Update on Maryland Mortgage Licensing Guidance: Governor Moore Signs Law Exempting Passive Trusts
Shortly after Mayer Brown published an update on legislation introduced to exempt passive trusts and other assignees of certain Maryland loans from licensing, Governor Wes Moore signed the legislation into law. The Maryland Secondary Market Stability Act of 2025 (the “Act”) was enacted on April 22, 2025, and takes effect immediately.
In a February Legal Update, we discussed the introduction of this legislation in the Maryland General Assembly, which aimed to amend Maryland law to address guidance issued by the Maryland Office of Financial Regulation (“OFR”) in January. That guidance asserted that assignees of residential mortgage loans, including certain “passive trusts,” were required to hold a Mortgage Lender license and, in certain circumstances, an Installment Loan license. The legislative “fix” just crossed the finish line, although the enacted legislation is narrower than what was originally introduced in February with the support of the OFR.

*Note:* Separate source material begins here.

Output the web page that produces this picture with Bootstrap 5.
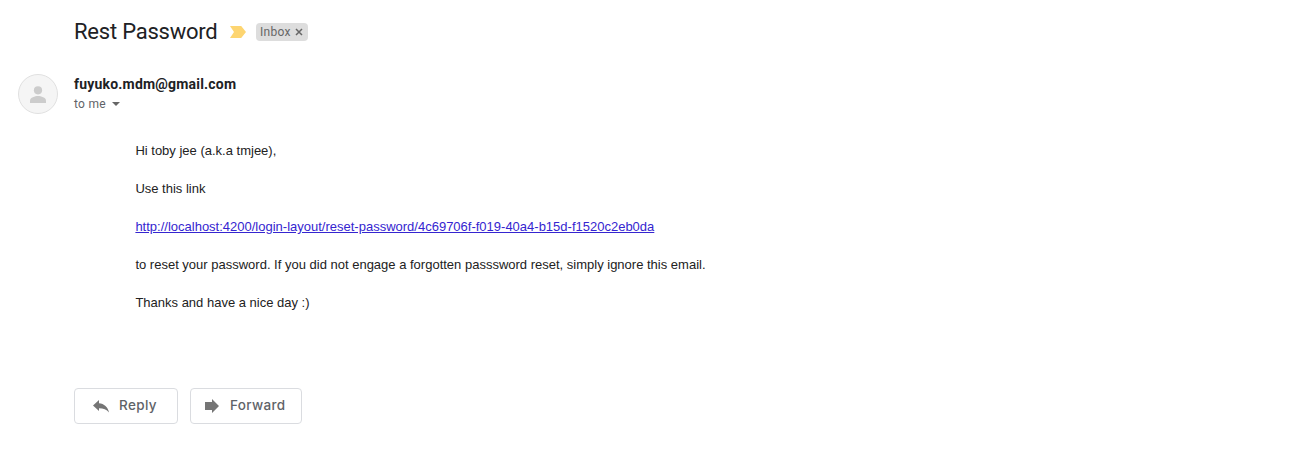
<!DOCTYPE html>
<html lang="en">
<head>
<meta charset="utf-8">
<title>Rest Password</title>
<link href="https://cdn.jsdelivr.net/npm/bootstrap@5.3.0/dist/css/bootstrap.min.css" rel="stylesheet">
<style>
  body { font-family: Roboto, sans-serif; color: #222; overflow: hidden; }
  .mail { padding: 16px 18px 0; }
  .subject { margin-left: 56px; height: 32px; }
  .subject h1 { font: 400 22px/32px Roboto, sans-serif; color: #202124; width: 156px; letter-spacing: -.22px; }
  .inbox-label { width: 52px; height: 18px; margin-left: 10px; padding: 0 5px 0 4px; background: #ddd; color: #666; border-radius: 4px; font-size: 12px; line-height: 18px; letter-spacing: .3px; }
  .sender { margin-top: 26px; gap: 16px; }
  .avatar { width: 40px; height: 40px; }
  .sender-name { font-size: 14px; line-height: 20px; font-weight: 700; color: #202124; letter-spacing: .2px; }
  .recipient { font-size: 12px; line-height: 20px; color: #5f6368; letter-spacing: .3px; gap: 6px; }
  .message { margin: 27px 0 0 117.4px; font: 13px/19px "Liberation Sans", Arial, sans-serif; }
  .message p { margin-bottom: 19px; }
  .message a { color: #3525d0; }
  .actions { margin: 76px 0 0 56px; gap: 12px; }
  .btn-mail { height: 36px; padding: 0 0 1px; border: 1px solid #dadce0; border-radius: 4px; background: #fff; color: #5f6368; font: 500 13.5px/33px Inter, sans-serif; letter-spacing: .35px; }
  .btn-reply { width: 104px; padding-left: 18px; gap: 10px; }
  .btn-forward { width: 112px; padding-left: 14px; gap: 11px; }
</style>
</head>
<body class="bg-white">
<main class="mail">
  <header class="subject d-flex align-items-center">
    <h1 class="m-0 text-nowrap">Rest Password</h1>
    <svg width="16" height="12" viewBox="0 0 16 12"><path fill="#fdd571" d="M0 0h11.2L16 6l-4.8 6H0l4-6z"/></svg>
    <span class="inbox-label d-flex align-items-center justify-content-between">Inbox
      <svg width="8" height="8" viewBox="0 0 8 8"><path d="M1 1l6 6M7 1L1 7" stroke="#666" stroke-width="1.500"/></svg>
    </span>
  </header>
  <section class="sender d-flex">
    <svg class="avatar" viewBox="0 0 40 40"><circle cx="20" cy="20" r="19.5" fill="#f5f5f5" stroke="#e0e0e0"/><circle cx="20" cy="16.3" r="4.1" fill="#ccc"/><path fill="#ccc" d="M12 29v-2.500c0-3 5-4.500 8-4.500s8 1.500 8 4.500V29z"/></svg>
    <div>
      <div class="sender-name">fuyuko.mdm@gmail.com</div>
      <div class="recipient d-flex align-items-center">to me
        <svg width="8" height="4" viewBox="0 0 8 4"><path fill="#666" d="M0 0h8L4 4z"/></svg>
      </div>
    </div>
  </section>
  <article class="message">
    <p>Hi toby jee (a.k.a tmjee),</p>
    <p>Use this link</p>
    <p><a href="#">http://localhost:4200/login-layout/reset-password/4c69706f-f019-40a4-b15d-f1520c2eb0da</a></p>
    <p>to reset your password. If you did not engage a forgotten passsword reset, simply ignore this email.</p>
    <p class="mb-0">Thanks and have a nice day :)</p>
  </article>
  <footer class="actions d-flex">
    <button class="btn btn-mail btn-reply d-flex align-items-center">
      <svg width="16" height="14" viewBox="0 0 16 14"><path fill="#757575" d="M0 6.500L6 1v3.200c5 .5 9 3.600 10 9.300-2.500-3.200-5.500-4.300-10-4.300V12z"/></svg>
      <span>Reply</span>
    </button>
    <button class="btn btn-mail btn-forward d-flex align-items-center">
      <svg width="14" height="14" viewBox="0 0 14 14"><path fill="#757575" d="M0 3h7V0l7 7-7 7v-3H0z"/></svg>
      <span>Forward</span>
    </button>
  </footer>
</main>
<script src="https://cdn.jsdelivr.net/npm/bootstrap@5.3.0/dist/js/bootstrap.bundle.min.js"></script>
</body>
</html>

On April 22, the Act came into effect when Governor Moore signed House Bill 1516, and its identical companion bill, Senate Bill 1026, into law. The Act addresses the OFR guidance on licensing for secondary market assignees by enacting an exemption from the Maryland Mortgage Lender Law and Maryland Installment Loan Law for a “passive trust.” The Act defines a “passive trust” as a trust that acquires or is assigned a mortgage loan and does not make mortgage loans, act as a mortgage broker or mortgage servicer, or engage in the servicing of mortgage loans (which the legislation clarifies “does not include the act of transmitting or directing payments received by a mortgage servicer”). The Act separately provides that its intent is “to clarify existing exemptions under State law.” While the Act creates an express exemption from licensing under the Mortgage Lender Law and Installment Loan Law for passive trusts that acquire mortgage loans, the enacted legislation is narrower than the original version of the legislation introduced in February; the original draft of the legislation would have exempted any assignee of mortgage loans or installment loans from licensing, including a trust.
Because the legislature has designated the Act as an emergency measure, and the Act has been passed by a three-fifths majority in each house of the legislature, the Act takes effect immediately now that it has been enacted into law. As such, the OFR’s guidance that trusts must obtain a license to acquire and hold installment loans and mortgage loans should be considered abrogated (although the OFR had taken a “no action” position on enforcing the licensing requirement through July 6, 2025). At the time of this writing, the OFR had not issued updated guidance addressing the changes in law made by the Act.
As a result of the Act’s passage, passive trusts and other passive assignees of Maryland installment loans and mortgage loans, as these terms are defined in the Act, will not be required to obtain an Installment Loan license or Mortgage Lender license to acquire loans as long as their activities are sufficiently limited so as to fall under the Act’s exemptions. Note that the Act expressly does not apply to loans made under the Maryland Consumer Loan Law, which explicitly provides that an assignee of a loan made under that law must hold a Consumer Loan license to enforce the loan. Otherwise, secondary market purchasers and securitization participants can breathe a sigh of relief.